Clothes are no longer something you guess at and order. You try them on first — on screen. This article maps that whole shift.

> One-line summary: **"Whose body, which garment, at what resolution and fidelity, and who pays the bill?"** Those four questions decide 90 percent of every fashion AI choice.

Chapter 1 · Why Virtual Try-On exploded in 2026

The value story for VTON is simple.

- **Conversion rate** — people buy what they tried on. +20 to 40 percent on average.

- **Return rate** — seeing fit in advance cuts returns. -15 to 30 percent on average.

- **Time on page** — VTON product pages get 2 to 3 times the dwell time of plain PDPs.

- **New categories** — eyewear, watches, shoes, makeup, and hair are all in scope.

Three forces converged here.

1. **Diffusion models** unlocked photoreal image generation.

2. **Mobile GPU/NPU** made on-device inference viable.

3. **Datasets (VITON-HD, DressCode, DeepFashion2)** opened up at trainable scale.

When those three lined up between 2024 and 2026, VTON graduated from "demo video" to "production feature."

Chapter 2 · VITON-HD — the first benchmark in 2021

**VITON-HD** is both a paper (CVPR 2021) and a dataset for high-resolution virtual try-on: 1024x768 resolution, 13K pairs of garment and model photos.

VITON-HD solved two things.

- **clothing-agnostic person representation** — erase the garment region from a person photo to make a "space to dress."

- **misalignment-aware normalization** — normalize the gap between a person's pose and the garment's fit.
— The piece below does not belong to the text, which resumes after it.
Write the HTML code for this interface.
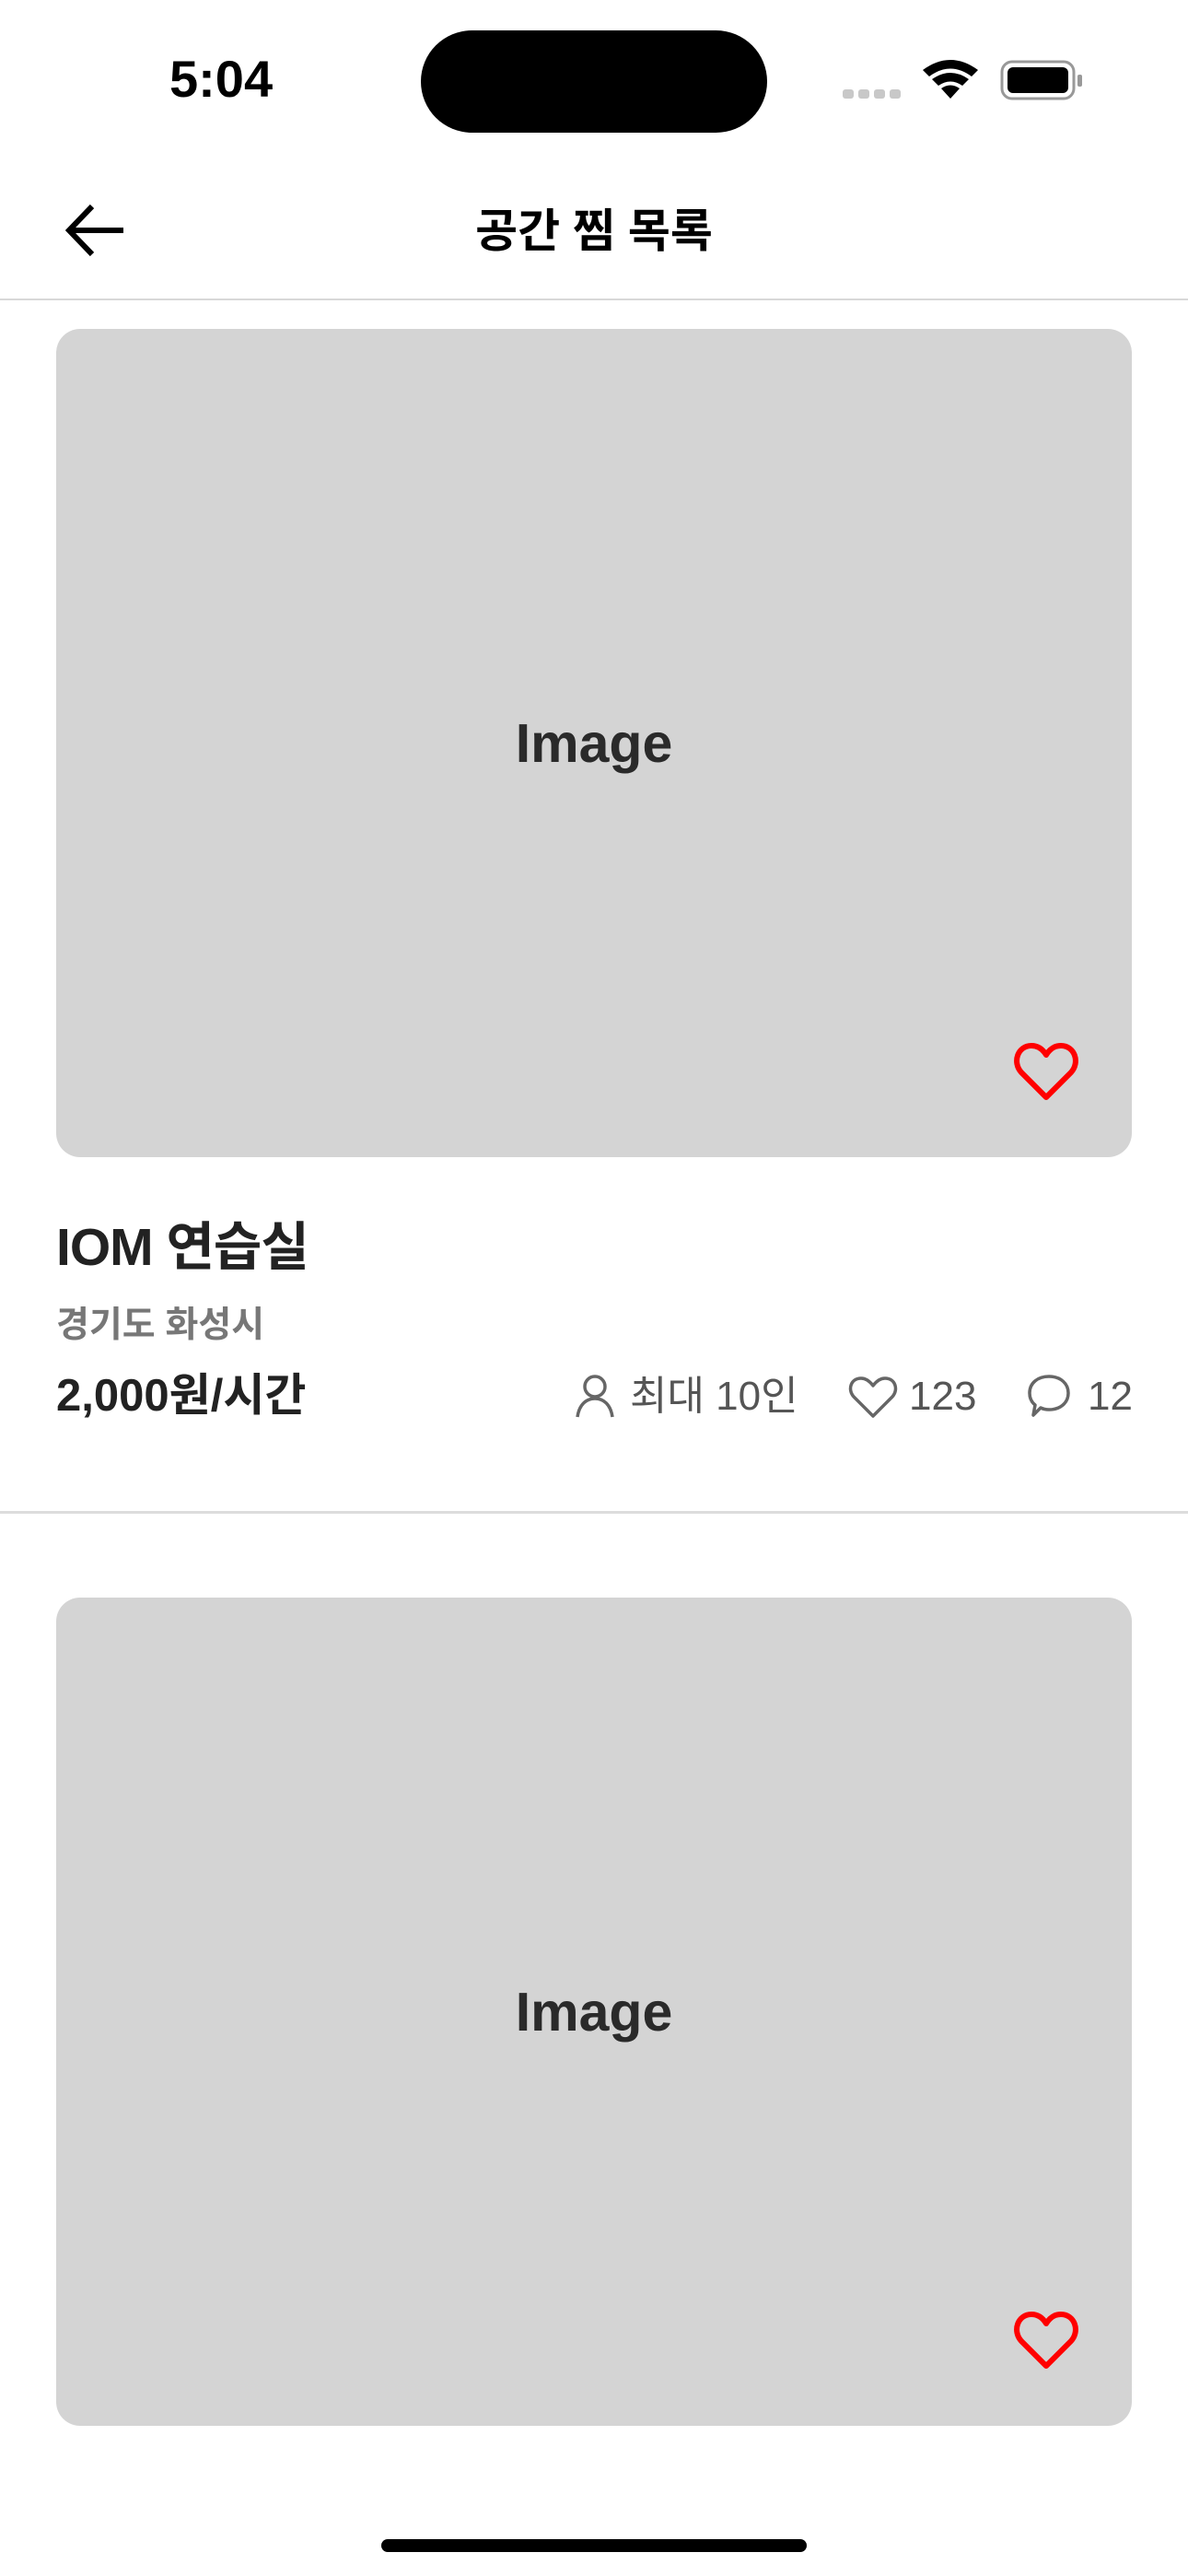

Because it was GAN-based, results had unnatural patches, especially around hands, sleeves, and logos. Still, 1024-class resolution and the paired dataset became the starting point for all subsequent VTON research.

Chapter 3 · HR-VITON and GP-VTON — the late GAN era before diffusion

After VITON-HD came **HR-VITON** (ECCV 2022) and **GP-VTON** (CVPR 2023).

- **HR-VITON** — separates the try-on condition generator from the image generator for training stability. Artifacts around hands and hair are reduced.

- **GP-VTON** — Global Parsing-based Virtual Try-On. Decomposes garments into regions (sleeve, body, collar) for finer compositing.

The shared limits of this era were **GAN mode collapse** and **poor generalization to new garments and poses**. They composited well inside the training distribution and were brittle in the wild — varied poses, body types, busy patterns.

To break those limits, diffusion entered the room.

Chapter 4 · IDM-VTON — the de facto standard for diffusion VTON

**IDM-VTON** (Improving Diffusion Models for Virtual Try-On, Choi et al, ECCV 2024) is the most-cited and most-reimplemented diffusion VTON model of 2024 to 2026.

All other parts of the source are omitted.